**WHAT IS EXPECTED:** Review the lines that follow and copy each one that contains the word "components".

**GIVEN INFORMATION:**
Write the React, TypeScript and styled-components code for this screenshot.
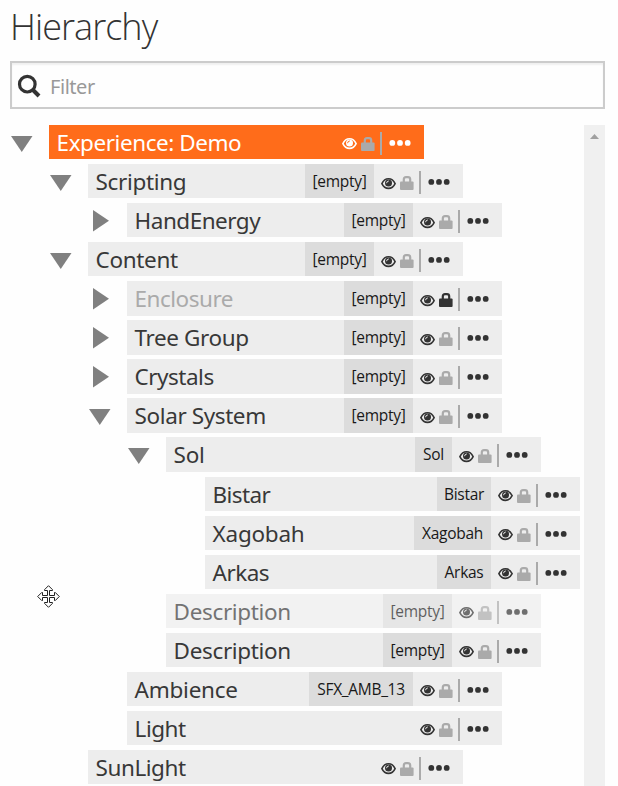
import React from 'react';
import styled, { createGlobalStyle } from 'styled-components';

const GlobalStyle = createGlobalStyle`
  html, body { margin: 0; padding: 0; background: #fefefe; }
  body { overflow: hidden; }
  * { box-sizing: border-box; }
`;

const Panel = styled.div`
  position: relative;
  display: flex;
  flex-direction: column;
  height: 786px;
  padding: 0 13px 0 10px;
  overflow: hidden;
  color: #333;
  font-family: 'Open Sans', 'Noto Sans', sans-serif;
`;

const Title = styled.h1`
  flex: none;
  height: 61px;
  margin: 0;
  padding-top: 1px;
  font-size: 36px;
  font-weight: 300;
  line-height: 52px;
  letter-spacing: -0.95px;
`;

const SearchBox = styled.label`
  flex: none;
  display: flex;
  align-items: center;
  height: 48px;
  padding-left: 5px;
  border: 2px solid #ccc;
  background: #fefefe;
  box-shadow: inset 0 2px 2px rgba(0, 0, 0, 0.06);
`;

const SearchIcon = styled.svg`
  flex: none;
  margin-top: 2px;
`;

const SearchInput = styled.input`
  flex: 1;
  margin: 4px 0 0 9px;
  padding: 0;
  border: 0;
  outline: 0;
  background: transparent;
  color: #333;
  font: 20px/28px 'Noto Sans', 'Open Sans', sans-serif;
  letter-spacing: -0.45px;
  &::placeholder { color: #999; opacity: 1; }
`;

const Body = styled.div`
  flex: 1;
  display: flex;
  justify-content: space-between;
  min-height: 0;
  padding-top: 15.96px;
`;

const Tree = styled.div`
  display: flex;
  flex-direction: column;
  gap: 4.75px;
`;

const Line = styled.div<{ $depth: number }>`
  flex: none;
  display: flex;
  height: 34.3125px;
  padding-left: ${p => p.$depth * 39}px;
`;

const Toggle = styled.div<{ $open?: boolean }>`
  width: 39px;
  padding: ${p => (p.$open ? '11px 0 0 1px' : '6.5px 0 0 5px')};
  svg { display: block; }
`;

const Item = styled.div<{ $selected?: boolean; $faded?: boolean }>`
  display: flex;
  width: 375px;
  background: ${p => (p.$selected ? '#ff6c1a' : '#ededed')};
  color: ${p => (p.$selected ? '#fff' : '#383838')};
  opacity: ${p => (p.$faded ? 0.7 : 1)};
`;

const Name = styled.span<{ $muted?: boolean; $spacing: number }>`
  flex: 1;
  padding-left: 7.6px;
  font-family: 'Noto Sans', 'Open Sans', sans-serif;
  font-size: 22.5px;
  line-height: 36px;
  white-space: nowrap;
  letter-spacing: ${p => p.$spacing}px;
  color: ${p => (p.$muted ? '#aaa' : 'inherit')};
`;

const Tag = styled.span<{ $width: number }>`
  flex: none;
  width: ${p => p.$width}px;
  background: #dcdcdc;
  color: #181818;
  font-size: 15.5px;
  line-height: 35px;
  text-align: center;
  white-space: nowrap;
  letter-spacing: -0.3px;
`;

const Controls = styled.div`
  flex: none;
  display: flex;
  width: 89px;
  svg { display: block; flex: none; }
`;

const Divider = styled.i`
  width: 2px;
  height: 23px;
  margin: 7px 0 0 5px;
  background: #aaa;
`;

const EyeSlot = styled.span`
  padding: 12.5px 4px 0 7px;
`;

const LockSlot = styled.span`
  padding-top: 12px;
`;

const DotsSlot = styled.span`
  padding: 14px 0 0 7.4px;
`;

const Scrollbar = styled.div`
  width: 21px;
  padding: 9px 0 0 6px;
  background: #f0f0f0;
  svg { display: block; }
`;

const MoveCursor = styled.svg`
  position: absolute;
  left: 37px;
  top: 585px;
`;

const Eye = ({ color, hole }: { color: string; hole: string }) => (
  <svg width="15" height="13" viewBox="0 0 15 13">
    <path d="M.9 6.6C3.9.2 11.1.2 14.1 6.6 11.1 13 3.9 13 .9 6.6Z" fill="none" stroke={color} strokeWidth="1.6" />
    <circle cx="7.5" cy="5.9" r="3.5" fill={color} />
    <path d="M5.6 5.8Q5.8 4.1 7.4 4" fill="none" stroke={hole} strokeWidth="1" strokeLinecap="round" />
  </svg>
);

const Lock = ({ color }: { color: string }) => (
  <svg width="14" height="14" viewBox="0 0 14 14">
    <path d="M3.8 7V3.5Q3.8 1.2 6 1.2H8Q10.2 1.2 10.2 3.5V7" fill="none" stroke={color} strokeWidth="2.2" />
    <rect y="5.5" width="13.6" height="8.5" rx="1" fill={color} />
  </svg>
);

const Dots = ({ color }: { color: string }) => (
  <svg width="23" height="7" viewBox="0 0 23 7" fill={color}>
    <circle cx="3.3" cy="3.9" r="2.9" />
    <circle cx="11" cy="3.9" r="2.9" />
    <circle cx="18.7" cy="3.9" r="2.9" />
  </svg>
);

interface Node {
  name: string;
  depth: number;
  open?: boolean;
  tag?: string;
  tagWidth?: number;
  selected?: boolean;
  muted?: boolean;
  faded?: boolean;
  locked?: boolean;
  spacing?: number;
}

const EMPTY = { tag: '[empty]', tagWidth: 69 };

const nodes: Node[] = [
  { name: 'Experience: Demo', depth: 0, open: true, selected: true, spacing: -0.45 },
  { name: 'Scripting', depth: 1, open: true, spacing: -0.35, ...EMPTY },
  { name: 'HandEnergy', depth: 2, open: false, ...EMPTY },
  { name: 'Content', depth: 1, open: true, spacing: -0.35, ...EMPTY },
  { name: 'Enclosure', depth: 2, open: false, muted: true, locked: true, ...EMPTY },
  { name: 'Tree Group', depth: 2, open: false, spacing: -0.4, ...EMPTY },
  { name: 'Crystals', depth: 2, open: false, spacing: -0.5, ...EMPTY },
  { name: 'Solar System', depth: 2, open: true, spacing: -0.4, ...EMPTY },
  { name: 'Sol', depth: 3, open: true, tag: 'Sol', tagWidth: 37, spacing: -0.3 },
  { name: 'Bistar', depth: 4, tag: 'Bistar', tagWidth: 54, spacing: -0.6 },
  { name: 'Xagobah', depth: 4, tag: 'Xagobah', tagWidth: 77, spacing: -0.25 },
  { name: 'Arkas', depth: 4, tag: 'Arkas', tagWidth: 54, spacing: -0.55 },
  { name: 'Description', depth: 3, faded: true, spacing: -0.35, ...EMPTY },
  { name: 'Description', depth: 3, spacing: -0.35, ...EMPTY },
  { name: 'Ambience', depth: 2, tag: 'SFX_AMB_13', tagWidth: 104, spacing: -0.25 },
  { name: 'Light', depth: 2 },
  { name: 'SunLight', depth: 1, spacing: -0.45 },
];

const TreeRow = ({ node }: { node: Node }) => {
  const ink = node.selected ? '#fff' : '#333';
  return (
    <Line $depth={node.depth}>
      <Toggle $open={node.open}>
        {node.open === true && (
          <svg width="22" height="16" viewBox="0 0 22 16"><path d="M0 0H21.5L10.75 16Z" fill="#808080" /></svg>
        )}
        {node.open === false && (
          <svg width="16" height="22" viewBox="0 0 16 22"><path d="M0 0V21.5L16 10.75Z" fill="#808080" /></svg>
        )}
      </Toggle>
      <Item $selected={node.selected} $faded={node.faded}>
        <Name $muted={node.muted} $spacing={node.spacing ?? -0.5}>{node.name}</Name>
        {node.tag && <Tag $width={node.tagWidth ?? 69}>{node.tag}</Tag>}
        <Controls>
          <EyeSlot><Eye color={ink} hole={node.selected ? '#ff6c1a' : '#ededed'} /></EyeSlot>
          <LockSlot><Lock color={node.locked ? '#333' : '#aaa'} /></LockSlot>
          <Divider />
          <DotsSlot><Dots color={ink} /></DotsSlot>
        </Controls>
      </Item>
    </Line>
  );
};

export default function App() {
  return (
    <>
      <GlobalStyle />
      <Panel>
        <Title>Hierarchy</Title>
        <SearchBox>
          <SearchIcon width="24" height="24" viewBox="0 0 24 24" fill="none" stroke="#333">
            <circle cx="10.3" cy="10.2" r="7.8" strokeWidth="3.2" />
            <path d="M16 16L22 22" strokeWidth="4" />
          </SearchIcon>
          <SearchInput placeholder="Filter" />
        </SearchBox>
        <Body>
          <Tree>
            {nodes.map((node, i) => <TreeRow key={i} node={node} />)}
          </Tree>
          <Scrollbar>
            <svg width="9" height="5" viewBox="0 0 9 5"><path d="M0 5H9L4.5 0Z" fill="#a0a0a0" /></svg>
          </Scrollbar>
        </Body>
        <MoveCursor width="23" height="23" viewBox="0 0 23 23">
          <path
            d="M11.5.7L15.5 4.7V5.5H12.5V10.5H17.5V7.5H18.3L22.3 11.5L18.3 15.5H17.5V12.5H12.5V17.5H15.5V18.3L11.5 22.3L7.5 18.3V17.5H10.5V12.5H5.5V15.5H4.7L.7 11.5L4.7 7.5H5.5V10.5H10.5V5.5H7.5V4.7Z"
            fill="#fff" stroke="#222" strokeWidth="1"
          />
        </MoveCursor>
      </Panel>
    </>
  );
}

**EXPECTED ANSWER:**
Write the React, TypeScript and styled-components code for this screenshot.
import styled, { createGlobalStyle } from 'styled-components';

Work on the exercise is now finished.